Hi Wally,
The IPO you are referring to is for HALO, a platform incubated under the AAIG banner and is now being spun out via a listing. I have read the prospectus and see many reasons to be concerned. Your comments around AAIG are spot on, I have heard from a number of subscribers who invested in this company on a looming listing, and frankly, I think this is highly unlikely. They’ve lost about ~$10m each year for the last 5 years from what I can tell and remain unprofitable.
Now to HALO, the pro, it’s a good piece of software users seem to like. I’ve trialed it, it was okay but then again, I have a Bloomberg terminal.

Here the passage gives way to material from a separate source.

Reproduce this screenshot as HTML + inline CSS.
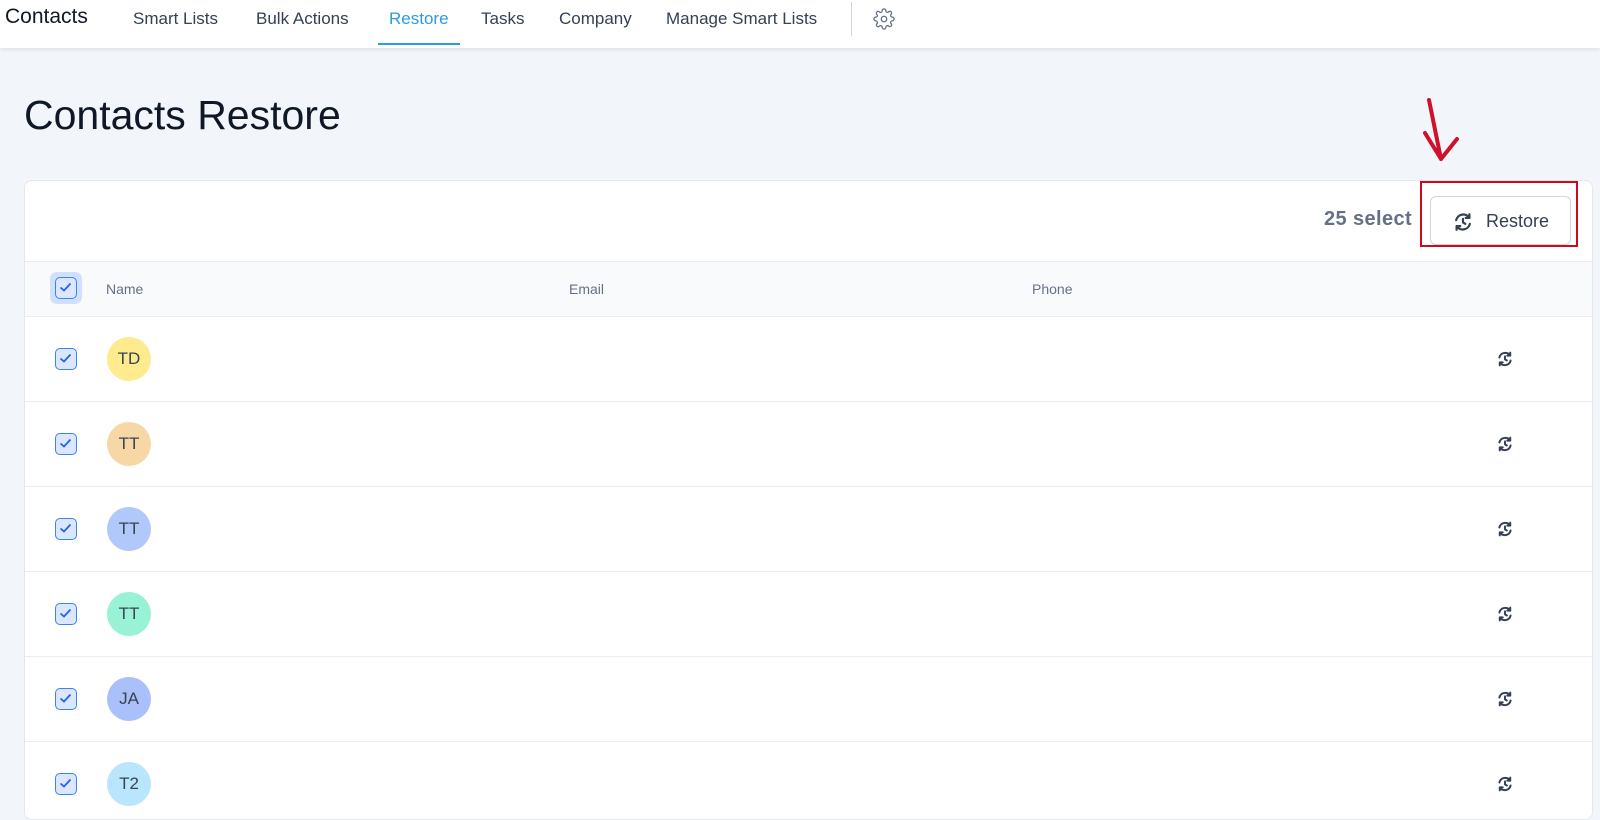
<!DOCTYPE html>
<html><head><style>
*{box-sizing:border-box;margin:0;padding:0}
body{width:1600px;height:804px;overflow:hidden;background:#f2f6fa;font-family:"Liberation Sans",sans-serif;position:relative}
.top{position:absolute;left:0;top:0;width:1600px;height:48px;background:#fff;box-shadow:0 2px 4px rgba(0,0,0,.08)}
.top span{position:absolute;top:9px;font-size:17px;color:#344054}
.title{position:absolute;left:24px;top:93px;font-size:41px;color:#101828}
.card{position:absolute;left:24px;top:180px;width:1569px;height:640px;background:#fff;border:1px solid #e4e7ec;border-radius:8px;overflow:hidden}
.hdr{position:absolute;left:0;top:80px;width:100%;height:56px;background:#f9fafb;border-top:1px solid #eaecf0;border-bottom:1px solid #eaecf0}
.hdr span{position:absolute;top:19px;font-size:14px;color:#667085}
.cb{position:absolute;width:22px;height:22px;border:1.5px solid #3b82f6;border-radius:5px;background:#dbe7ff}
.cb svg{position:absolute;left:3px;top:4px}
.row{position:absolute;left:0;width:100%;height:85px;border-bottom:1px solid #eaecf0}
.av{position:absolute;left:82px;top:20px;width:44px;height:44px;border-radius:50%;text-align:center;line-height:44px;font-size:17px;color:#3a4252}
.ri{position:absolute;left:1471px;top:33px}
</style></head><body>
<div class="top">
<span style="left:5px;top:5px;font-size:21px;color:#101828">Contacts</span>
<span style="left:133px">Smart Lists</span>
<span style="left:256px">Bulk Actions</span>
<span style="left:389px;color:#2d9cdb">Restore</span>
<span style="left:481px">Tasks</span>
<span style="left:559px">Company</span>
<span style="left:666px">Manage Smart Lists</span>
<div style="position:absolute;left:378px;top:43px;width:82px;height:2px;background:#2d9cdb"></div>
<div style="position:absolute;left:851px;top:2px;width:1px;height:34px;background:#d0d5dd"></div>
<svg style="position:absolute;left:873px;top:8px" width="22" height="22" viewBox="0 0 24 24" fill="none" stroke="#667085" stroke-width="1.4"><circle cx="12" cy="12" r="3"/><path d="M19.4 15a1.65 1.65 0 0 0 .33 1.820l.06.06a2 2 0 1 1-2.830 2.830l-.06-.06a1.65 1.65 0 0 0-1.820-.33 1.65 1.65 0 0 0-1 1.510V21a2 2 0 1 1-4 0v-.09A1.65 1.65 0 0 0 9 19.4a1.65 1.65 0 0 0-1.820.33l-.06.06a2 2 0 1 1-2.830-2.830l.06-.06A1.65 1.65 0 0 0 4.680 15a1.65 1.65 0 0 0-1.510-1H3a2 2 0 1 1 0-4h.09A1.65 1.65 0 0 0 4.6 9a1.65 1.65 0 0 0-.33-1.820l-.06-.06a2 2 0 1 1 2.830-2.830l.06.06A1.65 1.65 0 0 0 9 4.680a1.65 1.65 0 0 0 1-1.510V3a2 2 0 1 1 4 0v.09a1.65 1.65 0 0 0 1 1.510 1.65 1.65 0 0 0 1.820-.33l.06-.06a2 2 0 1 1 2.830 2.830l-.06.06A1.65 1.65 0 0 0 19.4 9a1.65 1.65 0 0 0 1.510 1H21a2 2 0 1 1 0 4h-.09a1.65 1.65 0 0 0-1.510 1z"/></svg>
</div>
<div class="title" style="top:92px">Contacts Restore</div>
<svg style="position:absolute;left:1415px;top:95px" width="50" height="75"><path d="M14 5 L26 64 M10 38 L26 64 L42 44" stroke="#d0112b" stroke-width="4" fill="none" stroke-linecap="round" stroke-linejoin="round"/></svg>
<div class="card">
<span style="position:absolute;left:1299px;top:27px;font-size:20px;font-weight:bold;color:#667085;letter-spacing:0.4px">25 select</span>
<div style="position:absolute;left:1405px;top:15px;width:141px;height:49px;border:1px solid #d0d5dd;border-radius:6px;background:#fff">
<svg style="position:absolute;left:21px;top:14px" width="22" height="22" viewBox="0 0 24 24" fill="none" stroke="#344054" stroke-width="2.4" stroke-linecap="round" stroke-linejoin="round"><path d="M4.5 10a8 8 0 0 1 14.5-2.5M19.5 14a8 8 0 0 1-14.5 2.5M19 3.5v4h-4M5 20.5v-4h4M12 8.5v4l2.5 1.5"/></svg>
<span style="position:absolute;left:55px;top:14px;font-size:18px;color:#344054">Restore</span></div>
<div style="position:absolute;left:1395px;top:0px;width:158px;height:66px;border:2.5px solid #cc0a1e"></div>
<div class="hdr">
<div style="position:absolute;left:25px;top:10px;width:32px;height:32px;border-radius:7px;background:#d1e0ff"></div>
<div class="cb" style="left:30px;top:15px"><svg width="13" height="11" viewBox="0 0 13 11"><path d="M1.5 5.5l3.5 3 6.5-7" stroke="#2563eb" stroke-width="1.8" fill="none"/></svg></div>
<span style="left:81px">Name</span><span style="left:544px">Email</span><span style="left:1007px">Phone</span>
</div>
<div style="position:absolute;left:0;top:136px;width:100%">
<div class="row" style="top:0"><div class="cb" style="left:30px;top:31px"><svg width="13" height="11" viewBox="0 0 13 11"><path d="M1.5 5.5l3.5 3 6.5-7" stroke="#2563eb" stroke-width="1.8" fill="none"/></svg></div><div class="av" style="background:#fdeb8d">TD</div><svg class="ri" width="18" height="18" viewBox="0 0 24 24" fill="none" stroke="#344054" stroke-width="2.6" stroke-linecap="round" stroke-linejoin="round"><path d="M4.5 10a8 8 0 0 1 14.5-2.5M19.5 14a8 8 0 0 1-14.5 2.5M19 3.5v4h-4M5 20.5v-4h4M12 8.5v4l2.5 1.5"/></svg></div>
<div class="row" style="top:85px"><div class="cb" style="left:30px;top:31px"><svg width="13" height="11" viewBox="0 0 13 11"><path d="M1.5 5.5l3.5 3 6.5-7" stroke="#2563eb" stroke-width="1.8" fill="none"/></svg></div><div class="av" style="background:#f8d7a7">TT</div><svg class="ri" width="18" height="18" viewBox="0 0 24 24" fill="none" stroke="#344054" stroke-width="2.6" stroke-linecap="round" stroke-linejoin="round"><path d="M4.5 10a8 8 0 0 1 14.5-2.5M19.5 14a8 8 0 0 1-14.5 2.5M19 3.5v4h-4M5 20.5v-4h4M12 8.5v4l2.5 1.5"/></svg></div>
<div class="row" style="top:170px"><div class="cb" style="left:30px;top:31px"><svg width="13" height="11" viewBox="0 0 13 11"><path d="M1.5 5.5l3.5 3 6.5-7" stroke="#2563eb" stroke-width="1.8" fill="none"/></svg></div><div class="av" style="background:#b1c8fb">TT</div><svg class="ri" width="18" height="18" viewBox="0 0 24 24" fill="none" stroke="#344054" stroke-width="2.6" stroke-linecap="round" stroke-linejoin="round"><path d="M4.5 10a8 8 0 0 1 14.5-2.5M19.5 14a8 8 0 0 1-14.5 2.5M19 3.5v4h-4M5 20.5v-4h4M12 8.5v4l2.5 1.5"/></svg></div>
<div class="row" style="top:255px"><div class="cb" style="left:30px;top:31px"><svg width="13" height="11" viewBox="0 0 13 11"><path d="M1.5 5.5l3.5 3 6.5-7" stroke="#2563eb" stroke-width="1.8" fill="none"/></svg></div><div class="av" style="background:#9af2d6">TT</div><svg class="ri" width="18" height="18" viewBox="0 0 24 24" fill="none" stroke="#344054" stroke-width="2.6" stroke-linecap="round" stroke-linejoin="round"><path d="M4.5 10a8 8 0 0 1 14.5-2.5M19.5 14a8 8 0 0 1-14.5 2.5M19 3.5v4h-4M5 20.5v-4h4M12 8.5v4l2.5 1.5"/></svg></div>
<div class="row" style="top:340px"><div class="cb" style="left:30px;top:31px"><svg width="13" height="11" viewBox="0 0 13 11"><path d="M1.5 5.5l3.5 3 6.5-7" stroke="#2563eb" stroke-width="1.8" fill="none"/></svg></div><div class="av" style="background:#a9c0fb">JA</div><svg class="ri" width="18" height="18" viewBox="0 0 24 24" fill="none" stroke="#344054" stroke-width="2.6" stroke-linecap="round" stroke-linejoin="round"><path d="M4.5 10a8 8 0 0 1 14.5-2.5M19.5 14a8 8 0 0 1-14.5 2.5M19 3.5v4h-4M5 20.5v-4h4M12 8.5v4l2.5 1.5"/></svg></div>
<div class="row" style="top:425px"><div class="cb" style="left:30px;top:31px"><svg width="13" height="11" viewBox="0 0 13 11"><path d="M1.5 5.5l3.5 3 6.5-7" stroke="#2563eb" stroke-width="1.8" fill="none"/></svg></div><div class="av" style="background:#b9e6fd">T2</div><svg class="ri" width="18" height="18" viewBox="0 0 24 24" fill="none" stroke="#344054" stroke-width="2.6" stroke-linecap="round" stroke-linejoin="round"><path d="M4.5 10a8 8 0 0 1 14.5-2.5M19.5 14a8 8 0 0 1-14.5 2.5M19 3.5v4h-4M5 20.5v-4h4M12 8.5v4l2.5 1.5"/></svg></div>
</div>
</div>
</body></html>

Now for the cons…this could go on and on but I’ll keep it short….The incentive structure disadvantages shareholders, if it works, HALO management get a lot of the upside funded by shareholders. For example, they are raising ~$40m used to effectively buy growth, if they meet performance hurdles ($14.25m EBITDA) management get ~19m performance rights which is ridiculous. The bulk of revenue from Halo has come from AAIG subscribers, I would think that well is now dry, further growth will be harder. They value it north of $175m fully diluted, it does ~10m revenue! Governance risk would be very, very high, in my opinion, the guys behind Halo are all over the other AAIG businesses. It seems to me that AAIG shareholders have funded HALO yet they only hold ~30% of the stock with the remaining 70% owned by said guys. Think about that for a second, Company A, which is highly unprofitable and survives by raising money, generally from their customers, funds company B’s product. When it’s built, Company A only ends up owning 30% of Company B, the guys behind company A own ~70% personally. Really makes your blood boil. Suffice to say, I have no interest.